As I’ve said before, the biggest obstacle is just getting people to be comfortable talking about sex in the first place. That’s the real 90% of the work.
https://marriageheat.com/2023/04/02/talking-about-sex-when-your-spouse-wont-talk-about-sex/
I need something like this in my wife's life. She loves me, but she is disgusted by my sexuality. She is so conservative and sex was not brought up to her in her home that she found it in other places as a young teen. Now, I feel like I get the brunt of that and she is overly-conservative and does not like that I bring ideas like toys or things into the scene. However, when we are in the mood, she will talk about being tied up or about by manhood being just right. Then I look into getting some lingerie and maybe some things to go along with what she has mentioned in bed, and she sees our cart and blows up. Its like she forgets that she has mentioned these things to me. I don't know how to get her to talk about it and find out where her comfortablility lies.

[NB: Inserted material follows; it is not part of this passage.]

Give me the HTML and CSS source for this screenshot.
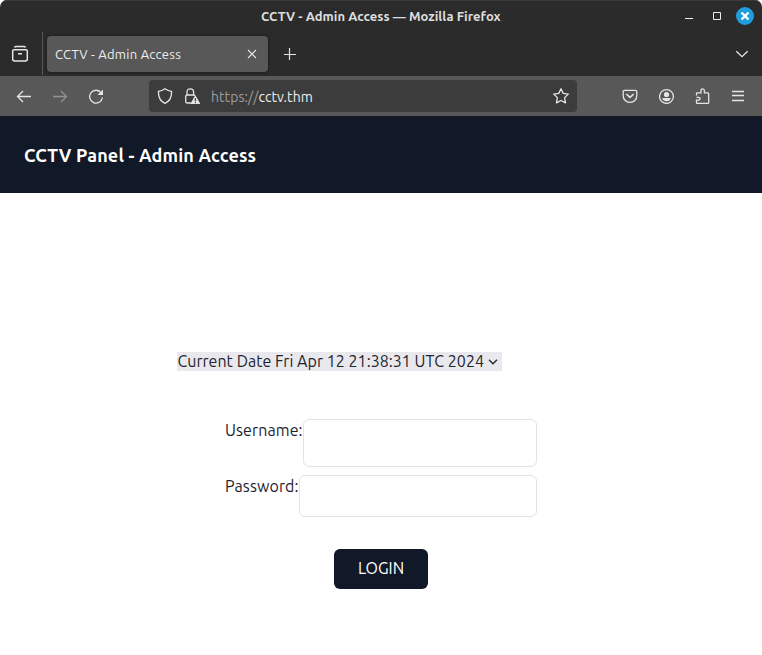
FILE: index.html
```html
<!DOCTYPE html>
<html lang="en">
<head>
<meta charset="utf-8">
<title>CCTV - Admin Access</title>
<link rel="stylesheet" href="styles.css">
</head>
<body>
<div class="window">
  <header class="titlebar">
    <span class="window-title">CCTV - Admin Access — Mozilla Firefox</span>
    <div class="window-controls">
      <svg width="8" height="20" viewBox="0 0 8 20"><path d="M0 12.5h8" stroke="#eee"/></svg>
      <svg width="8" height="20" viewBox="0 0 8 20"><path d="M.5 6.5h7v7h-7z" fill="none" stroke="#eee"/></svg>
      <svg width="18" height="18" viewBox="0 0 18 18"><circle cx="9" cy="9" r="9" fill="#1f9ede"/><path d="M5.500 5.500l7 7m0-7l-7 7" stroke="#fff" stroke-width="2.300"/></svg>
    </div>
  </header>
  <nav class="tabs">
    <div class="archive"><svg class="icon" width="18" height="18" viewBox="0 0 18 18"><path d="M3.500 2.500q.5-1 1.500-1h8q1 0 1.500 1M3 4.700h12q1.300 0 1.300 1.300v8q0 2-2 2H3.700q-2 0-2-2V6Q1.700 4.700 3 4.700zM7 8.800h4" stroke-width="1.500"/></svg></div>
    <div class="tab">
      <span class="tab-title">CCTV - Admin Access</span>
      <svg class="icon close" width="10" height="10" viewBox="0 0 10 10"><path d="M1 1l8 8m0-8L1 9"/></svg>
    </div>
    <svg class="icon plus" width="12" height="12" viewBox="0 0 12 12"><path d="M0 6.500h12M5.500 0v12" stroke-width="1.200"/></svg>
    <svg class="icon all-tabs" width="14" height="8" viewBox="0 0 14 8"><path d="M1.300 1.300L7 6.700l5.700-5.400"/></svg>
  </nav>
  <div class="toolbar">
    <div class="navigation">
      <svg class="icon" width="16" height="16" viewBox="0 0 16 16"><path d="M15 8.500H1.800M7 3L1.500 8.500 7 14"/></svg>
      <svg class="icon disabled" width="16" height="16" viewBox="0 0 16 16"><path d="M1 8.500h13.200M9 3l5.500 5.500L9 14"/></svg>
      <svg class="icon" width="16" height="16" viewBox="0 0 16 16"><path d="M13.300 5A6.400 6.400 0 1 0 14.400 9.500"/><path class="solid" d="M15 1.500V7H9.500z"/></svg>
    </div>
    <div class="address">
      <svg class="icon" width="16" height="16" viewBox="0 0 16 16"><path d="M8 .8Q11 3 14.500 3.300q.6 8.700-6.500 12Q.9 12 1.500 3.300 5 3 8 .8z"/></svg>
      <svg class="icon lock" width="16" height="16" viewBox="0 0 16 16"><path d="M7 15H3.200q-1.500 0-1.500-1.500v-5Q1.700 7 3.200 7h6.300q1.200 0 1.500 1M3 7V4Q3 .8 6.300 .8T9.600 4v3"/><path class="solid" d="M10.800 8q.5-.8 1 0l4.200 7.300q.2.700-.5.700H7.300q-.7 0-.5-.7z"/><path d="M11.400 10.300v2.900m0 1v1.100" stroke="#3c3c3c" stroke-width="1.300"/></svg>
      <span class="url"><span class="scheme">https://</span>cctv.thm</span>
      <svg class="icon star" width="16" height="16" viewBox="0 0 16 16"><path stroke-linejoin="round" d="M8 .8l2.200 4.600 5.100.7-3.700 3.500.9 5.300L8 12.500l-4.500 2.400.9-5.300L.7 6.100l5.100-.7z"/></svg>
    </div>
    <div class="actions">
      <svg class="icon" width="16" height="16" viewBox="0 0 16 16"><path d="M2.500 2.300h11q1.300 0 1.300 1.300V7.800A6.500 6.500 0 0 1 8 14.300 6.500 6.500 0 0 1 1.200 7.800V3.600Q1.200 2.300 2.500 2.300z"/><path d="M4.300 6L8 9.400 11.700 6" stroke-width="1.600"/></svg>
      <svg class="icon account" width="16" height="16" viewBox="0 0 16 16"><circle cx="7.500" cy="8.500" r="6.900"/><circle class="solid" cx="7.500" cy="6.500" r="2.600"/><path class="solid" d="M3.300 10h8.400Q11 13.200 7.500 13.200T3.300 10z"/></svg>
      <svg class="icon extensions" width="16" height="16" viewBox="0 0 16 16"><path d="M1.500 7.500V5.700q0-.8.8-.8h3.700V2.700q0-1.900 1.700-1.900t1.700 1.900v2.200h3.500q.8 0 .8.800v8.900q0 .8-.8.800H2.300q-.8 0-.8-.8v-2.500h2q1.600 0 1.600-1.400T3.500 9.300h-2"/></svg>
      <svg class="icon menu" width="16" height="16" viewBox="0 0 16 16"><path d="M2 3.500h12M2 7.500h12M2 12.500h12"/></svg>
    </div>
  </div>
  <main class="page">
    <header class="page-header"><h1>CCTV Panel - Admin Access</h1></header>
    <form class="login">
      <div class="date"><span>Current Date Fri Apr 12 21:38:31 UTC 2024</span><svg width="10" height="6" viewBox="0 0 10 6"><path d="M1 .8l4 4 4-4" fill="none" stroke="#222a35" stroke-width="1.400"/></svg></div>
      <div class="field username"><label for="user">Username:</label><input id="user" type="text"></div>
      <div class="field password"><label for="pass">Password:</label><input id="pass" type="password"></div>
      <button type="button"><span>LOGIN</span></button>
    </form>
  </main>
</div>
</body>
</html>
```
FILE: styles.css
```css
* { box-sizing: border-box; }
body { margin: 0; background: #fff; font-family: Ubuntu, "Noto Sans", sans-serif; }
svg { display: block; flex: none; }
.window { width: 762px; height: 655px; border-radius: 7px 7px 0 0; overflow: hidden; }
.titlebar { height: 32px; padding: 0 8px 1px 0; display: grid; grid-template-columns: 1fr auto 1fr; align-items: center; background: #2b2b2b; border-top: 1px solid #3a3a3a; }
.window-title { grid-column: 2; margin-left: 8px; width: 240px; color: #dedede; font-size: 13px; font-weight: 700; letter-spacing: .05px; white-space: nowrap; }
.window-controls { display: flex; align-items: center; justify-content: flex-end; }
.window-controls svg + svg { margin-left: 20px; }
.window-controls svg:last-child { margin-left: 15px; }
.icon { fill: none; stroke: #e5e5e5; stroke-width: 1.3; }
.icon .solid { fill: #e5e5e5; stroke: none; }
.tabs { height: 44px; display: flex; align-items: center; background: #2b2b2b; }
.archive { width: 43px; height: 43px; align-self: flex-start; padding: 13px 0 0 11px; border-right: 1px solid #555; }
.tab { width: 221px; height: 36px; margin-left: 4px; padding: 0 11px 0 8px; display: flex; align-items: center; justify-content: space-between; border-radius: 4px; background: #585858; box-shadow: 0 0 3px #171717; color: #eee; font-size: 13px; }
.tab-title { letter-spacing: .25px; }
.close { stroke-width: 1.1; }
.plus { margin-left: 16px; }
.all-tabs { margin: 0 13px 0 auto; }
.toolbar { height: 41px; padding: 0 16px; display: flex; align-items: center; background: #585858; border-bottom: 1px solid #171a20; }
.navigation { width: 133px; display: flex; gap: 20px; }
.disabled { stroke: #929292; }
.address { width: 428px; height: 32px; padding: 0 8px; display: flex; align-items: center; border-radius: 4px; background: #3c3c3c; }
.lock { margin-left: 11px; }
.url { margin: 1px 0 0 11px; color: #eee; font-size: 14px; letter-spacing: .06px; white-space: nowrap; }
.scheme { color: #9d9d9d; }
.star { margin-left: auto; }
.actions { margin-left: auto; display: flex; gap: 20px; }
.account, .extensions { margin: 0 -1px 0 1px; }
.page { color: #1d242e; font-size: 16px; }
.page-header { height: 76px; padding: 0 24px; display: flex; align-items: center; background: #111827; color: #fff; }
h1 { margin: 0; font-size: 18px; line-height: 28px; font-weight: 700; letter-spacing: .16px; white-space: nowrap; }
.login { width: 312px; margin: 159px auto 0; display: flex; flex-direction: column; }
.date { width: 325px; height: 19px; margin: 0 0 48px -48px; padding: 0 4px 0 .5px; display: flex; align-items: center; justify-content: space-between; background: #e9e9ed; line-height: 19px; white-space: nowrap; letter-spacing: .04px; }
.field { display: flex; margin-bottom: 8px; line-height: 22px; }
.field label { flex: none; }
.username label { width: 78px; letter-spacing: .1px; }
.password label { width: 74px; letter-spacing: .1px; }
.field input { min-width: 0; flex: 1; height: 48px; border: 1px solid #e2e2e9; border-radius: 6px; background: #fff; outline: none; }
.password input { height: 42px; }
button { width: 94px; height: 40px; margin: 24px auto 0; padding: 0 0 2px; border: 0; border-radius: 6px; background: #111827; color: #fff; font: 16px Ubuntu, "Noto Sans", sans-serif; }
```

To not bring up sex in the home I would call a false conservativism.
Conservativism is to conserve what is good. Jews of antiquity and the Christian Middle ages were not squeamish about sex.
I would use the word, "reserved", but it is an unhealthy, improper reserve. Parents should be open about sex, it is our duty to teach our children in the way of the Lord.
I do wonder if the swings you describe indicate some degree of mental health problems, maybe a little bi-polar or autistic?
An honest women's group would help, where sex is talked about, how you would pull that off where you are – I don't know.